Nawal's Mariam is a haunted young woman. Her voice is soft and never rises above a measured steadiness; her frame is thin and her movements bracketed and careful. When Asad (Omar Javaid), a med-school peer who she tentatively begins dating, makes her smile, her lips bloom wide in a way that seems as though she hasn't smiled in a long time. Mariam's father passed away when she was very young, and his death, whose mystery isn't unravelled until the film's final moments, weighs heavily on the young woman's psyche, seems to be what constrains and chokes her in present day. Until Asad.

Asad is a safe figure in Mariam's life — he allows Mariam a moment of calmness and respite, which is a rarity for her as she navigates a society that hounds and polices and endangers women's bodies and actions. With Asad, Mariam seems finally able to breathe freely. On a date, Asad takes her to the beach, where she swims and laughs and gulps up the fresh air, which never roves as freely in her apartment complex. But when the date ends with tragedy, Mariam, alone as she was before Asad, once again begins to be strangled by pain, with ghosts from the distant and near past hounding her with an unrelenting ferocity, leaving her to suffer and gasp for air in a lonely singularity.

Kahn's ghosts are slow-moving and watchful, and for this reason all the more terrifying. They are all men and they are inescapable. Like waking nightmares, Mariam's ghosts, though hazy and still, are violent and dangerous and encroaching in equal measure. They watch Mariam from afar with gazes like a pall, with eyes a sulphurous yellow — overbearing patriarchy personified.

Kahn's script keenly reveals the hypocrisy of the men that populate and dominate Fariha's and Mariam's lives, using the vocabulary of horror to artfully depict the dangerous force society and its skewed civic and moral laws has heedlessly allowed to propagate. The film shows that every man, good or bad, has the potential to turn dangerous. Even Asad's figure begins to loom forebodingly.

Nawal is a marvel in her acting debut, as she carries Mariam with heartbreaking grace and agility. She is quietly formidable as a woman attempting to survive, despite men's heavy gazes hounding her at every turn.

It is evident the love Kahn has for Mariam in the way he has braided strength into her, a strength we see is one she has gained slowly and at great cost. It's a kind of strength, Kahn adroitly shows, that is double-edged, for the simple reason that no person so young ought to be so strong. In Flames asks: What does it say of the way that society is built, what does it say of all that Mariam has endured and does endure, that she needs to be this strong, especially alone?

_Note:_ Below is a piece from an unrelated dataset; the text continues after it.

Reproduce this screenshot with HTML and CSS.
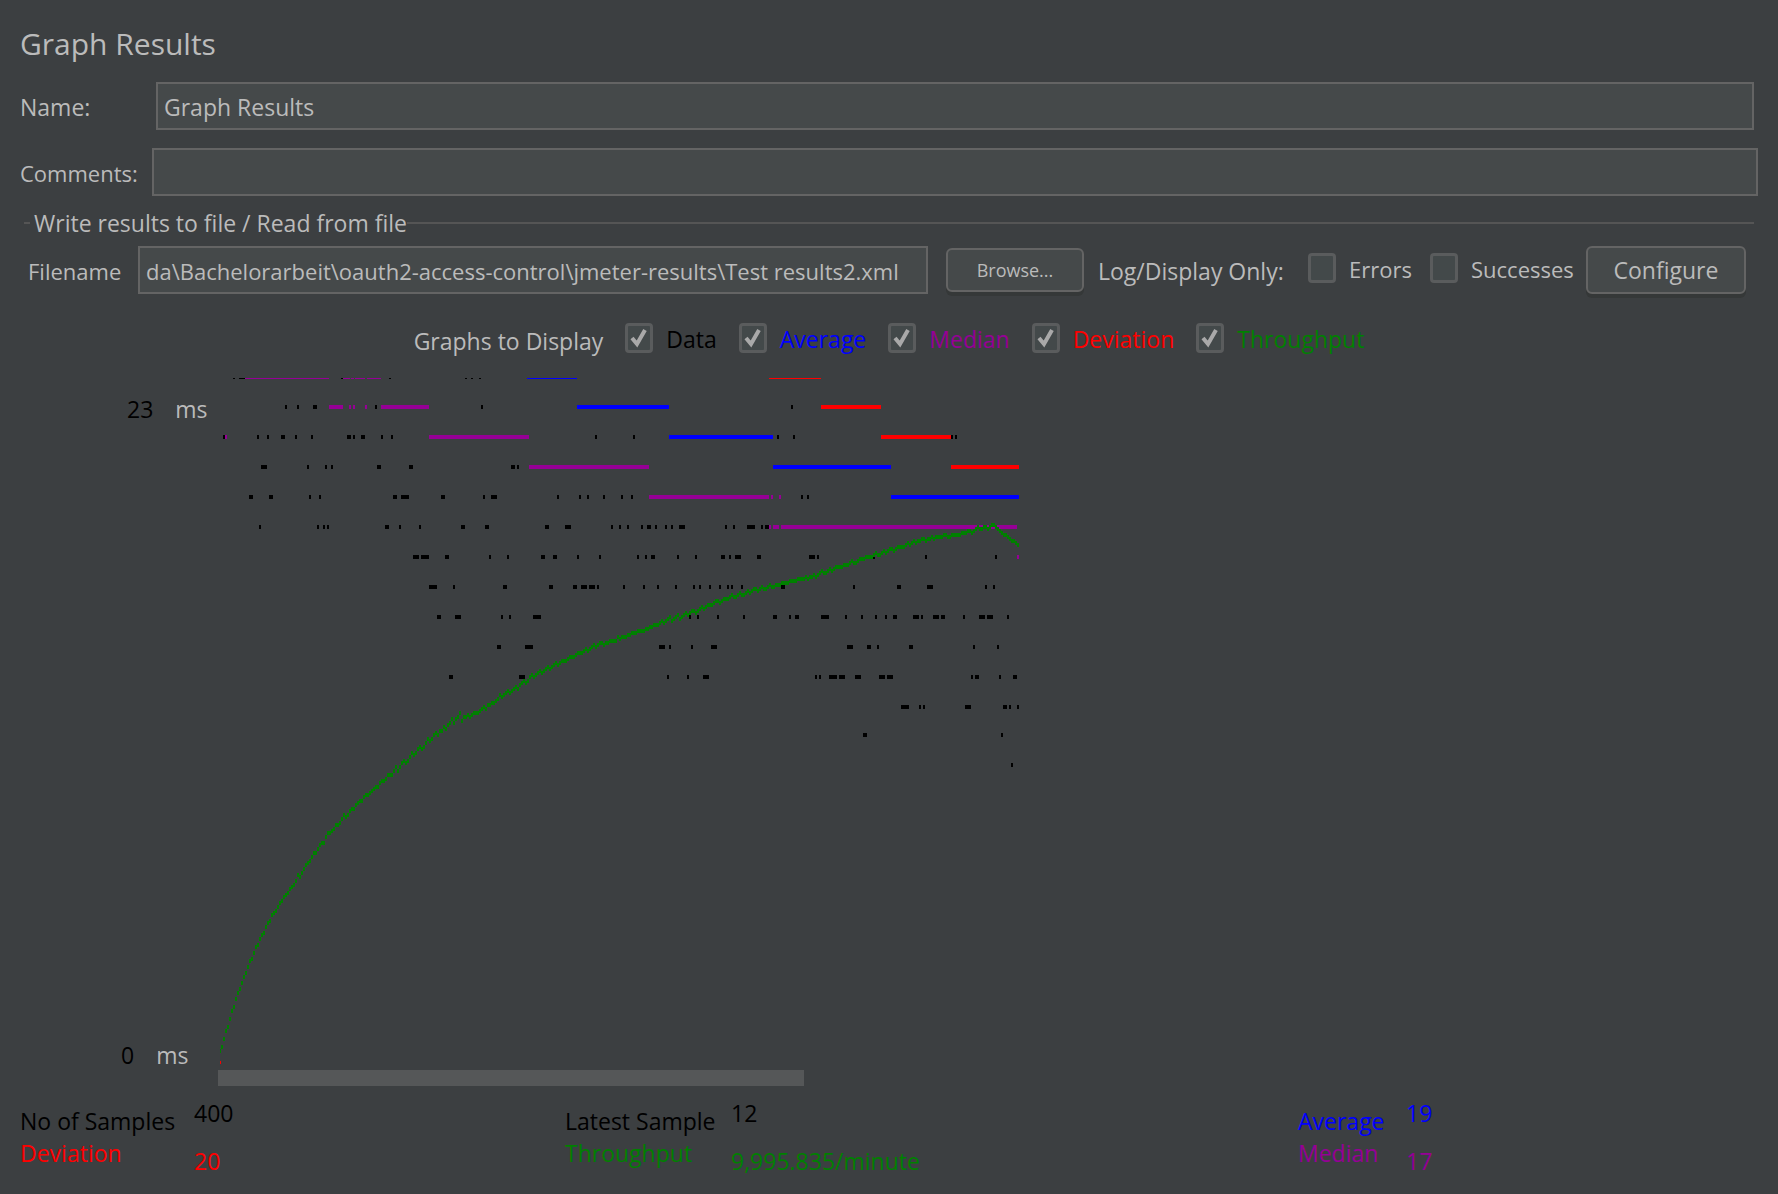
FILE: index.html
```html
<!DOCTYPE html>
<html lang="en">
<head>
<meta charset="utf-8">
<title>Graph Results</title>
<link rel="stylesheet" href="styles.css">
</head>
<body>
<main class="panel">
  <h1 class="title">Graph Results</h1>
  <div class="field-row name-row">
    <label class="label" for="name">Name:</label>
    <input class="text-field" id="name" type="text" value="Graph Results">
  </div>
  <div class="field-row comments-row">
    <label class="label snug" for="comments">Comments:</label>
    <input class="text-field" id="comments" type="text">
  </div>
  <fieldset class="file-group">
    <legend class="file-legend">Write results to file / Read from file</legend>
    <div class="file-row">
      <label class="label snug" for="filename">Filename</label>
      <input class="text-field snug" id="filename" type="text" value="da\Bachelorarbeit\oauth2-access-control\jmeter-results\Test results2.xml">
      <button class="button browse" type="button">Browse...</button>
      <span class="label log-label">Log/Display Only:</span>
      <label class="check snug errors"><input class="box" type="checkbox"><span>Errors</span></label>
      <label class="check snug successes"><input class="box" type="checkbox"><span>Successes</span></label>
      <button class="button configure" type="button">Configure</button>
    </div>
  </fieldset>
  <div class="display-row">
    <span class="label">Graphs to Display</span>
    <label class="check data"><input class="box" type="checkbox" checked><span>Data</span></label>
    <label class="check average"><input class="box" type="checkbox" checked><span>Average</span></label>
    <label class="check median"><input class="box" type="checkbox" checked><span>Median</span></label>
    <label class="check deviation"><input class="box" type="checkbox" checked><span>Deviation</span></label>
    <label class="check throughput"><input class="box" type="checkbox" checked><span>Throughput</span></label>
  </div>
  <section class="graph">
    <div class="axis">
      <div class="tick"><span class="tick-value">23</span><span>ms</span></div>
      <div class="tick"><span class="tick-value">0</span><span>ms</span></div>
    </div>
    <div class="plot">
      <svg class="chart" viewBox="220 378 800 686" width="800" height="686" shape-rendering="crispEdges" fill="none" stroke-width="4" role="img" aria-label="Response times and throughput">
        <g id="data" stroke="#000"></g>
        <g id="median" stroke="#960096"></g>
        <g id="average" stroke="#00f"></g>
        <g id="deviation" stroke="#f00"></g>
        <g id="throughput" stroke="#008000"></g>
      </svg>
      <div class="scrollbar"></div>
    </div>
  </section>
  <dl class="stats">
    <dt class="data">No of Samples</dt><dd class="data">400</dd>
    <dt class="data">Latest Sample</dt><dd class="data">12</dd>
    <dt class="average">Average</dt><dd class="average">19</dd>
    <dt class="low deviation">Deviation</dt><dd class="low deviation">20</dd>
    <dt class="low throughput">Throughput</dt><dd class="low throughput">9,995.835/minute</dd>
    <dt class="low median">Median</dt><dd class="low median">17</dd>
  </dl>
</main>
<script src="chart.js"></script>
</body>
</html>
```
FILE: styles.css
```css
* { box-sizing: border-box; }

body {
  margin: 0;
  background: #3c3f41;
  color: #bbb;
  font: 23px/32px "Open Sans", "Noto Sans", sans-serif;
}

.panel { padding: 22px 20px 0; }

.title {
  margin: 0;
  font-size: 30px;
  line-height: 44px;
  font-weight: 400;
}

.label { flex: none; margin-top: 2px; white-space: nowrap; }

.text-field {
  flex: 1;
  min-width: 0;
  height: 48px;
  padding: 2px 6px 0;
  border: 2px solid #646464;
  border-radius: 0;
  outline: 0;
  background: #45494a;
  color: #bbb;
  font: inherit;
}

.snug { font-size: 22px; }

.field-row { display: flex; align-items: center; }
.name-row { margin: 16px 4px 0 0; }
.name-row .label { width: 136px; }
.comments-row { margin-top: 18px; }
.comments-row .label { width: 132px; }

.file-group {
  min-width: 0;
  margin: 11px 4px 0;
  padding: 7px 0 0;
  border: 0;
  border-top: 2px solid #555;
}

.file-legend { margin-left: 6px; padding: 0 0 0 4px; }

.file-row { display: flex; align-items: center; padding: 0 8px 0 4px; }
.file-row .label { width: 110px; }
.file-row .log-label { width: 210px; }

.button {
  flex: none;
  border: 2px solid #646464;
  border-radius: 6px;
  background: #45494a;
  box-shadow: 0 4px 0 #353838;
  color: #bbb;
  font: inherit;
}

.browse { width: 138px; height: 44px; margin: 0 14px 0 18px; font-size: 18px; }
.configure { width: 160px; height: 48px; }

.check {
  display: flex;
  flex: none;
  gap: 13px;
  margin-bottom: 2px;
}

.errors { width: 122px; }
.successes { width: 156px; }

.box {
  appearance: none;
  flex: none;
  width: 28px;
  height: 30px;
  margin: 0;
  border: 3px solid #5a5c5d;
  border-radius: 4px;
  background: #43494a;
}

.box:checked {
  background: #43494a url("data:image/svg+xml,%3Csvg xmlns='http://www.w3.org/2000/svg' viewBox='0 0 22 24'%3E%3Cpath d='M4 12l5 6 8-14' fill='none' stroke='%23a9a9a9' stroke-width='4'/%3E%3C/svg%3E") center / 22px 24px no-repeat;
}

.display-row {
  display: flex;
  justify-content: center;
  align-items: flex-start;
  gap: 22px;
  margin-top: 29px;
}

.data { color: #000; }
.average { color: #00f; }
.median { color: #960096; }
.deviation { color: #f00; }
.throughput { color: #008000; }

.graph { display: flex; margin-top: 21px; }

.axis {
  display: flex;
  flex: none;
  flex-direction: column;
  justify-content: space-between;
  width: 200px;
  padding: 15px 0 15px 101px;
}

.tick { display: flex; gap: 22px; }
.tick-value { color: #000; }
.tick:first-child { padding-left: 6px; }

.plot { flex: 1; min-width: 0; }
.chart { display: block; }
.scrollbar { width: 586px; height: 16px; margin: 6px 0 0 -2px; background: #555758; }

.stats {
  display: grid;
  grid-template-columns: 174px 371px 166px 567px 108px 1fr;
  grid-auto-rows: 40px;
  margin: 11px 0 0;
}

.stats dt { padding-top: 8px; }
.stats dd { margin: 0; }
.stats dt.low { padding-top: 0; }
.stats dd.low { padding-top: 8px; }
```
FILE: chart.js
```js
// Each row is [y, runs]; a run is a start x, or [x, width] when wider than one sample.
const runs = {
  data: [
    [377, [233, [239, 6], 341, 389, 465, 471, 479]],
    [407, [285, 297, [313, 4], 375, 481, 791]],
    [437, [223, 257, 267, [281, 4], 295, 311, [347, 4], 353, [361, 4], 381, 391, 595, 633, 777, 793, 951, 955]],
    [467, [[261, 6], 307, 325, 331, [377, 4], [409, 4], [511, 4], 517]],
    [497, [[249, 4], [269, 4], 309, 319, [393, 4], [401, 8], [441, 4], 483, [491, 6], 557, 579, 587, 603, 621, 631, 801, 807]],
    [527, [259, 317, 323, 327, [385, 4], 399, 419, [461, 4], [485, 4], [545, 4], [565, 6], 611, 619, 627, 641, [647, 4], 655, 665, 671, [679, 6], 725, 733, [747, 8], 761, [765, 4]]],
    [557, [[413, 6], [421, 8], [445, 4], 489, 507, [541, 4], [553, 4], 577, 599, 637, 645, [651, 4], 677, 695, [721, 4], 729, [735, 6], [757, 4], [809, 6], 817, 873, 925, 995]],
    [587, [[429, 8], 453, [503, 4], [549, 4], [573, 4], [581, 6], [589, 6], 597, 623, 643, 657, 675, 693, 699, 709, 719, 727, 731, 741, [781, 4], 853, [897, 4], [927, 6], 985, 993]],
    [617, [[437, 4], [455, 6], 501, 509, [533, 8], 689, 697, 717, 743, [773, 4], 789, [795, 4], [821, 8], 845, 861, 875, 885, [893, 4], [913, 6], 921, [933, 6], [941, 4], 963, [979, 6], [987, 6], 1007]],
    [647, [[497, 4], [525, 8], [659, 6], 669, 691, [711, 6], [847, 6], [867, 4], 877, [909, 4], 973, 997]],
    [677, [[449, 4], [519, 6], 667, 687, [703, 6], 815, 819, [829, 8], [839, 6], [855, 6], [879, 6], [887, 6], 971, [975, 4], 999, [1013, 4]]],
    [707, [[901, 8], 919, 923, [965, 6], [1003, 4], 1009, 1017]],
    [735, [[863, 4], 1001]],
    [765, [1011]]
  ],
  median: [
    [377, [[245, 84], [343, 7], [351, 3], [355, 10], [367, 14]]],
    [407, [[329, 14], 349, 353, 365, [381, 48]]],
    [437, [225, [429, 100]]],
    [467, [[529, 120]]],
    [497, [[649, 120], 771, 779]],
    [527, [769, [773, 6], [781, 236]]],
    [557, [1017]]
  ],
  average: [[377, [[527, 50]]], [407, [[577, 92]]], [437, [[669, 104]]], [467, [[773, 118]]], [497, [[891, 128]]]],
  deviation: [[377, [[769, 52]]], [407, [[821, 60]]], [437, [[881, 70]]], [467, [[951, 68]]], [1063, [219]]]
};

// One throughput value per sample, two units apart.
const throughput = [
  1051, 1047, 1039, 1031, 1027, 1019, 1011, 1007, 999, 993, 989, 983, 977, 973, 967, 961, 959, 953, 947, 945,
  939, 935, 933, 927, 923, 921, 915, 913, 911, 907, 903, 901, 897, 895, 893, 889, 887, 885, 881, 875,
  877, 873, 869, 865, 863, 861, 857, 853, 853, 849, 845, 843, 843, 837, 833, 833, 831, 829, 825, 825,
  823, 819, 815, 817, 815, 811, 809, 809, 805, 803, 801, 801, 797, 795, 795, 793, 791, 789, 787, 787,
  783, 781, 781, 779, 775, 775, 775, 771, 767, 771, 767, 763, 761, 763, 761, 757, 753, 755, 753, 749,
  747, 749, 747, 743, 739, 741, 739, 735, 733, 735, 731, 731, 727, 729, 725, 723, 719, 723, 719, 717,
  713, 721, 717, 717, 715, 717, 715, 713, 713, 713, 711, 709, 707, 709, 705, 705, 703, 703, 701, 699,
  695, 697, 695, 693, 691, 693, 691, 689, 687, 689, 685, 683, 681, 683, 681, 677, 675, 677, 675, 673,
  671, 673, 671, 669, 667, 669, 667, 665, 663, 665, 663, 661, 661, 661, 659, 657, 657, 657, 655, 653,
  653, 653, 651, 649, 651, 649, 647, 645, 647, 645, 643, 643, 645, 643, 643, 641, 641, 641, 641, 637,
  639, 637, 637, 637, 635, 635, 633, 633, 633, 631, 631, 631, 631, 629, 629, 627, 627, 625, 625, 625,
  623, 621, 623, 621, 619, 617, 621, 619, 617, 615, 619, 617, 615, 613, 615, 613, 611, 611, 613, 611,
  609, 607, 609, 607, 605, 605, 605, 603, 601, 601, 603, 601, 599, 599, 599, 597, 595, 597, 597, 595,
  593, 595, 595, 593, 591, 593, 591, 589, 589, 591, 589, 587, 589, 589, 587, 585, 587, 587, 585, 585,
  585, 583, 583, 583, 583, 581, 581, 581, 581, 579, 579, 579, 579, 577, 579, 577, 577, 575, 577, 575,
  573, 571, 573, 573, 571, 569, 571, 569, 567, 567, 567, 567, 565, 565, 565, 563, 561, 563, 563, 561,
  559, 559, 559, 557, 557, 557, 557, 555, 553, 555, 555, 553, 551, 553, 551, 549, 549, 551, 549, 547,
  547, 547, 547, 545, 543, 545, 543, 541, 543, 541, 541, 539, 539, 541, 539, 539, 537, 539, 537, 537,
  537, 537, 535, 535, 537, 537, 535, 535, 535, 535, 535, 533, 533, 533, 531, 531, 533, 531, 529, 527,
  529, 529, 527, 527, 529, 527, 525, 525, 527, 529, 531, 533, 535, 535, 537, 539, 541, 541, 543, 545
];

function addPath(id, d) {
  const path = document.createElementNS("http://www.w3.org/2000/svg", "path");
  path.setAttribute("d", d);
  document.getElementById(id).append(path);
}

for (const [id, rows] of Object.entries(runs)) {
  addPath(id, rows.map(([y, marks]) =>
    marks.map(mark => {
      const [x, width] = Array.isArray(mark) ? mark : [mark, 2];
      return `M${x} ${y}h${width}`;
    }).join("")
  ).join(""));
}

addPath("throughput", throughput.map((y, i) => `M${219 + 2 * i} ${y}h2`).join(""));
```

It wasn't until very recently, when I told a friend about my experiences, that I felt a bit lighter, less choked, and it wasn't until In Flames that I felt less shame in my loneliness. The poster for the film depicts Mariam in the foreground, her brows furrowed in fearful, weeping terror; but behind her, steady as an embrace, is Fariha's face, her eyes cradling her daughter.

In a sense, In Flames is a lesson for Mariam, teaching her that she isn't alone, that she doesn't have to be brave and withstand society all by herself. And in a more poignant sense, In Flames is a lesson for us as viewers, teaching us that the onslaught of horrors hurled at us by a cruel and cold and existentially bankrupt world doesn't seem so heavy, so suffocating, if we lean on others.